Not to mention it’s public housing. Public. That means the residents don’t own where they live. It’s been a point of critical irony that spoken word artists and so-say conscious rappers have recently been quick to highlight how can black and brown people shoot and kill each other over territories and sets that they literally don’t own! We never owned the ghettoes, they were always public housing or owned by some absentee landlord. The buildings that blacks did own were usually noted by the care taken to make the property look somewhat decent and respectable.
Then today, I saw the news story that John MacDonough High School in mid-city here in New Orleans was closing. John Mac, as the school is locally known was a school placed into national prominence in 2003 with a brutal slaying in the school’s gymnasium gunning down a 15 year old, and again just last year featured on the reality show “Blackboard Wars.” I read Jarvis DeBerry’s opinion piece and it finally clicked.
Dear students of John McDonogh High School: It is with heavy hearts that we, the residents of New Orleans, write you this letter informing you that we find it impossible to educate you. We’re giving up on our stated goal of preparing you for a future that requires your literacy, your facility with numbers and critical thinking skills. You have our regrets.
And so, you poor students, we’re just going to quit while we’re behind. We’re going to shut down your school in June and try to get a head start on helping the kids behind you.
So why should we persist in this charade? Why should we keep pretending that anything is going to get better? Why not just leave you to our own devices so we can better focus on your little brothers and sisters behind you?
So, after y’all are out of the building, local officials plan to reshape it into something nice and lovely. We’re talking a new cafeteria, a new science lab and a performance space. It’s also supposed to have the tip-top in energy efficiency.
That new John McDonogh is going to be some special! Students are going to love it. No, not you current students. You’re a lost cause. You can’t be helped. But trust us when we say we’re going to go all out for the students coming behind you.

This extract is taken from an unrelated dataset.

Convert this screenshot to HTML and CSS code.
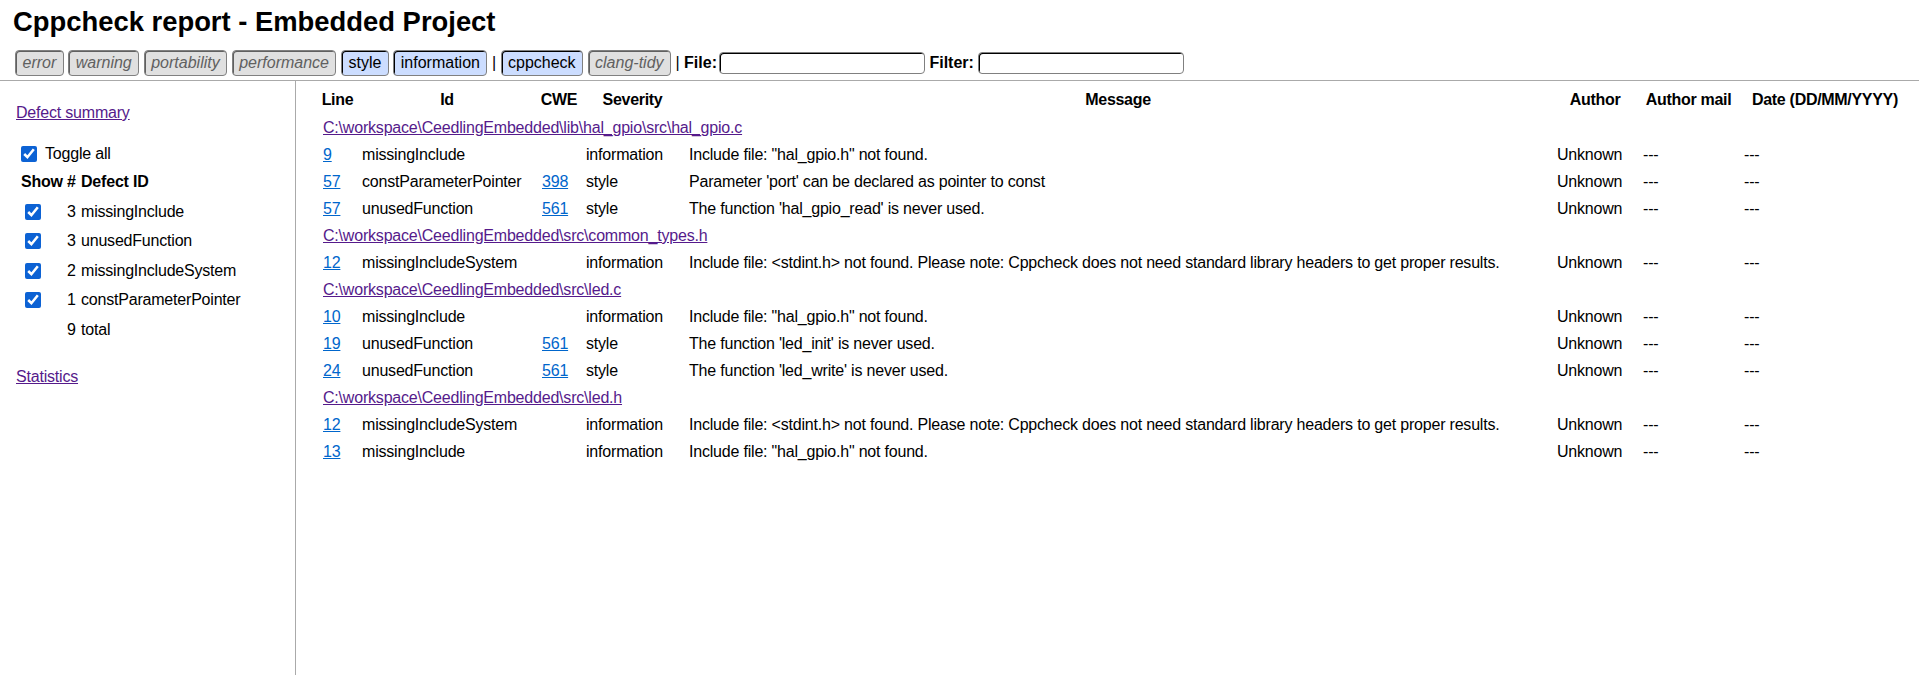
FILE: index.html
```html
<!DOCTYPE html>
<html lang="en">
<head>
<meta charset="utf-8">
<title>Cppcheck report - Embedded Project</title>
<link rel="stylesheet" href="styles.css">
</head>
<body>
<div class="wrapper">
  <header class="header">
    <h1 class="title">Cppcheck report - Embedded Project</h1>
    <div class="toolbar"><label class="check-btn disabled">error</label> <label class="check-btn disabled">warning</label> <label class="check-btn disabled">portability</label> <label class="check-btn disabled">performance</label> <label class="check-btn">style</label> <label class="check-btn">information</label> | <label class="check-btn">cppcheck</label> <label class="check-btn disabled">clang-tidy</label> | <label class="field-label">File:<input class="text-input" type="text"></label> <label class="field-label">Filter:<input class="text-input" type="text"></label></div>
  </header>

  <nav class="menu">
    <p class="menu-link"><a class="visited" href="#summary">Defect summary</a></p>
    <div class="toggle-row"><input class="check" type="checkbox" checked><span>Toggle all</span></div>
    <table class="defects">
      <colgroup><col class="d-col1"><col class="d-col2"><col class="d-col3"></colgroup>
      <tr class="d-head"><th>Show</th><th>#</th><th>Defect ID</th></tr>
      <tr class="d-row"><td><input class="check" type="checkbox" checked></td><td>3</td><td>missingInclude</td></tr>
      <tr class="d-row"><td><input class="check" type="checkbox" checked></td><td>3</td><td>unusedFunction</td></tr>
      <tr class="d-row"><td><input class="check" type="checkbox" checked></td><td>2</td><td>missingIncludeSystem</td></tr>
      <tr class="d-row"><td><input class="check" type="checkbox" checked></td><td>1</td><td>constParameterPointer</td></tr>
      <tr class="d-row"><td></td><td>9</td><td>total</td></tr>
    </table>
    <p class="menu-link stats"><a class="visited" href="#stats">Statistics</a></p>
  </nav>

  <main class="content">
    <table class="report">
      <colgroup>
        <col class="c-line"><col class="c-id"><col class="c-cwe"><col class="c-sev"><col class="c-msg"><col class="c-author"><col class="c-mail"><col class="c-date">
      </colgroup>
      <thead>
        <tr class="head-row"><th>Line</th><th>Id</th><th>CWE</th><th>Severity</th><th>Message</th><th>Author</th><th>Author mail</th><th>Date (DD/MM/YYYY)</th></tr>
      </thead>
      <tbody>
        <tr class="file-row"><td colspan="8"><a class="visited" href="#f0">C:\workspace\CeedlingEmbedded\lib\hal_gpio\src\hal_gpio.c</a></td></tr>
        <tr><td><a class="num" href="#l9">9</a></td><td>missingInclude</td><td></td><td>information</td><td>Include file: "hal_gpio.h" not found.</td><td>Unknown</td><td>---</td><td>---</td></tr>
        <tr><td><a class="num" href="#l57">57</a></td><td>constParameterPointer</td><td><a class="num" href="#cwe398">398</a></td><td>style</td><td>Parameter 'port' can be declared as pointer to const</td><td>Unknown</td><td>---</td><td>---</td></tr>
        <tr><td><a class="num" href="#l57b">57</a></td><td>unusedFunction</td><td><a class="num" href="#cwe561">561</a></td><td>style</td><td>The function 'hal_gpio_read' is never used.</td><td>Unknown</td><td>---</td><td>---</td></tr>
        <tr class="file-row"><td colspan="8"><a class="visited" href="#f1">C:\workspace\CeedlingEmbedded\src\common_types.h</a></td></tr>
        <tr><td><a class="num" href="#l12">12</a></td><td>missingIncludeSystem</td><td></td><td>information</td><td>Include file: &lt;stdint.h&gt; not found. Please note: Cppcheck does not need standard library headers to get proper results.</td><td>Unknown</td><td>---</td><td>---</td></tr>
        <tr class="file-row"><td colspan="8"><a class="visited" href="#f2">C:\workspace\CeedlingEmbedded\src\led.c</a></td></tr>
        <tr><td><a class="num" href="#l10">10</a></td><td>missingInclude</td><td></td><td>information</td><td>Include file: "hal_gpio.h" not found.</td><td>Unknown</td><td>---</td><td>---</td></tr>
        <tr><td><a class="num" href="#l19">19</a></td><td>unusedFunction</td><td><a class="num" href="#cwe561b">561</a></td><td>style</td><td>The function 'led_init' is never used.</td><td>Unknown</td><td>---</td><td>---</td></tr>
        <tr><td><a class="num" href="#l24">24</a></td><td>unusedFunction</td><td><a class="num" href="#cwe561c">561</a></td><td>style</td><td>The function 'led_write' is never used.</td><td>Unknown</td><td>---</td><td>---</td></tr>
        <tr class="file-row"><td colspan="8"><a class="visited" href="#f3">C:\workspace\CeedlingEmbedded\src\led.h</a></td></tr>
        <tr><td><a class="num" href="#l12b">12</a></td><td>missingIncludeSystem</td><td></td><td>information</td><td>Include file: &lt;stdint.h&gt; not found. Please note: Cppcheck does not need standard library headers to get proper results.</td><td>Unknown</td><td>---</td><td>---</td></tr>
        <tr><td><a class="num" href="#l13">13</a></td><td>missingInclude</td><td></td><td>information</td><td>Include file: "hal_gpio.h" not found.</td><td>Unknown</td><td>---</td><td>---</td></tr>
      </tbody>
    </table>
  </main>
</div>
</body>
</html>
```

FILE: styles.css
```css
html, body {
  margin: 0;
  padding: 0;
  height: 100%;
  overflow: hidden;
  background: #fff;
}

body {
  font-family: "Liberation Sans", Arial, sans-serif;
  font-size: 16px;
  color: #000;
}

.wrapper {
  display: grid;
  grid-template-columns: 296px 1fr;
  grid-template-rows: 81px 1fr;
  height: 100vh;
  width: 100vw;
}

/* ---------- header ---------- */
.header {
  grid-column: 1 / 3;
  box-sizing: border-box;
  border-bottom: 1px solid #aaa;
  padding: 2px 0 0 15px;
}

.title {
  margin: 0 0 8px -2px;
  font-size: 27.4px;
  line-height: 40px;
  height: 40px;
  font-weight: bold;
}

.toolbar {
  height: 26px;
  line-height: 26px;
  white-space: nowrap;
}

.check-btn {
  display: inline-block;
  vertical-align: top;
  box-sizing: border-box;
  height: 26px;
  line-height: 22px;
  padding: 1px 6.5px;
  border: 1px solid grey;
  border-radius: 4px;
  box-shadow: 1px 1px inset;
  background: #ccddff;
  color: #000;
}

.check-btn.disabled {
  color: #606060;
  background: #e0e0e0;
  font-style: italic;
}

.field-label {
  font-weight: bold;
}

.text-input {
  display: inline-block;
  vertical-align: top;
  box-sizing: border-box;
  width: 206px;
  height: 22px;
  margin: 2px 0 0 2px;
  padding: 1px 5px;
  border: 1px solid grey;
  border-radius: 4px;
  box-shadow: 1px 1px inset #000;
  font: 16px "Liberation Sans", Arial, sans-serif;
  background: #fff;
}

.text-input + .text-input,
.field-label + .field-label .text-input {
  margin-left: 4px;
}

/* ---------- menu ---------- */
.menu {
  box-sizing: border-box;
  border-right: 1px solid #aaa;
  padding: 0 16px;
  overflow: hidden;
  letter-spacing: -0.2px;
}

.menu-link {
  margin: 20px 0 0 0;
  line-height: 24px;
}

.menu-link.stats {
  margin-top: 20px;
}

a.visited {
  color: #551a8b;
}

a.num {
  color: #0066cc;
}

.toggle-row {
  display: flex;
  align-items: center;
  height: 24px;
  margin-top: 17px;
  padding-left: 5px;
}

.check {
  width: 16px;
  height: 16px;
  margin: 0;
  accent-color: #0c62d4;
}

.toggle-row .check {
  margin-right: 8px;
}

.defects {
  border-collapse: collapse;
  margin: 1px 0 0 2px;
  table-layout: fixed;
}

.d-col1 { width: 47px; }
.d-col2 { width: 14px; }
.d-col3 { width: 200px; }

.defects th,
.defects td {
  padding: 0 0 0 2px;
  text-align: left;
  white-space: nowrap;
  vertical-align: middle;
  line-height: 20px;
}

.defects th:first-child,
.defects td:first-child {
  padding-left: 3px;
}

.defects td:first-child .check {
  display: block;
  margin-left: 4px;
}

.d-head {
  height: 30px;
}

.d-head th {
  font-weight: bold;
}

.d-row {
  height: 29.5px;
}

/* ---------- content ---------- */
.content {
  padding: 5px 8px 15px 22px;
  overflow: hidden;
}

.report {
  border-collapse: collapse;
  table-layout: fixed;
  width: 1593px;
}

.c-line { width: 39px; }
.c-id { width: 180px; }
.c-cwe { width: 44px; }
.c-sev { width: 103px; }
.c-msg { width: 868px; }
.c-author { width: 86px; }
.c-mail { width: 101px; }
.c-date { width: 172px; }

.report th {
  font-weight: bold;
  text-align: center;
  padding: 0 2px;
  white-space: nowrap;
  line-height: 20px;
  letter-spacing: -0.3px;
}

.report td {
  padding: 0 5px;
  text-align: left;
  white-space: nowrap;
  line-height: 20px;
  vertical-align: middle;
  letter-spacing: -0.2px;
}

.head-row {
  height: 28px;
}

.report tbody tr {
  height: 27px;
}
```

Those satirical excerpts highlight the massive cultural consciousness in which blacks seems to grasp to this that we don’t own. I surmise that blacks who look back at fondness as alumni of John Mac, or certainly in the vein of my mother looking at a childhood home that she didn’t own, where the walls could tell countless tales of hope and despair, where the grass was worn bare and told the story of a stony road trod with a bitter chastening rod, and floorboards had absorbed the blood, sweat and tears of mothers praying for their sons to finally get right–this emotional and cultural connect to something we don’t own is wrapped up in the concept and a constant reminder that America wrote the Negro a bad check. Every time we drive by an abandoned school, a run down public housing development, or encounter the re-gentrification of a neighborhood we are reminded that as blacks in America we are holding a check that has been returned back to us with the red stamp of indignity marked “Insufficient funds.”
Blacks that moved to the north in the 1910s and the 1920s moved into slums. The got off trains with all their earthly possessions on their back and in their hands while the men went looking for work in the steel mills or downtown as a dishwasher, the women were shuttling children to the the slums and finding “coldwater flats” which were tenement buildings just have a roof over their heads. These coldwater flats were formerly occupied by European immigrants and had been considered too run down by most of the city, but still good enough for the Negroes who were just moving up to the northern cities. By the time the New Deal programs were coming into effect with regards to fair housing, the building of public housing was such a step up from living conditions and a dream-come-true. It was a promise that life can get better and the American dream can even be the reality of the Negro.
So I get it.
Even in an era where “ghetto tours” are offered, where international people can come and view what it means to be poor in America, I get it. (However, don’t Americans do that when we go to Rio and want to see the favelas, or when we go to Johannesburg and want to visit Soweto? Just asking.) I get why people will be sad to see John Mac closed and reopened as a charter school all shiny and new. I get why blacks want to hold on to Ida B. Wells, to Cabrini-Greens, to the Iberville, the St. Thomas, even the squalor that had become the Magnolia and the Calliope projects: if we let it go, it releases this country from ever culturally having to acknowledge that it was ever in the wrong. Being forced to move out to, go fend for themselves away from the center of the city, away from reliable bus lines, away from the public aid offices, away from grocery store, maybe even away from basic corner stores, it is an almost literally sweeping of the dust under the carpet as though it doesn’t exist. Public housing built as early as the 1930s that’s still in standing today does not fit in the image of a middle-to-large cityscape. So, it makes sense to demolish it and act as if it wasn’t ever there, but the human collateral damage is an untold story.
This is not some veiled attempt to make the ploy for reparations to blacks in America (although I think there’s a solid case for causation here), but it’s an acknowledgement of the collective trauma that blacks have faced and are still facing today. I bet if you ask your average black person to unpack why they might feel some emotional tug at the closing of John Mac, they wouldn’t be able to trace it as such and you would hear most comments referring the ubiquitous yet inconspicuous “them” and “they” as code words for the hegemonic white power-structure.
We hate what the ghetto has become and what it has symbolized, but at the same time we hold on to it because we love it, whether we own it on paper, we owned as a part of our lives, right or wrong. We love it because our blood, swear and tears are a part of the ground we walk on, but we hate it because our blood, sweat and tears have watered the piddling grass that grows pushing up through the concrete in spite of.
‘Tis our lot in life, to both love and hate, to hate and love in spite of. It is our struggle to own that even as we are forced to tear up the check that we have been handed back marked “insufficient funds,” we must still require our nation and our society to fully acknowledge that we are here and we’re not going anywhere.
Shadowed beneath Thy hand,
May we forever stand,
True to our God, true to our native land.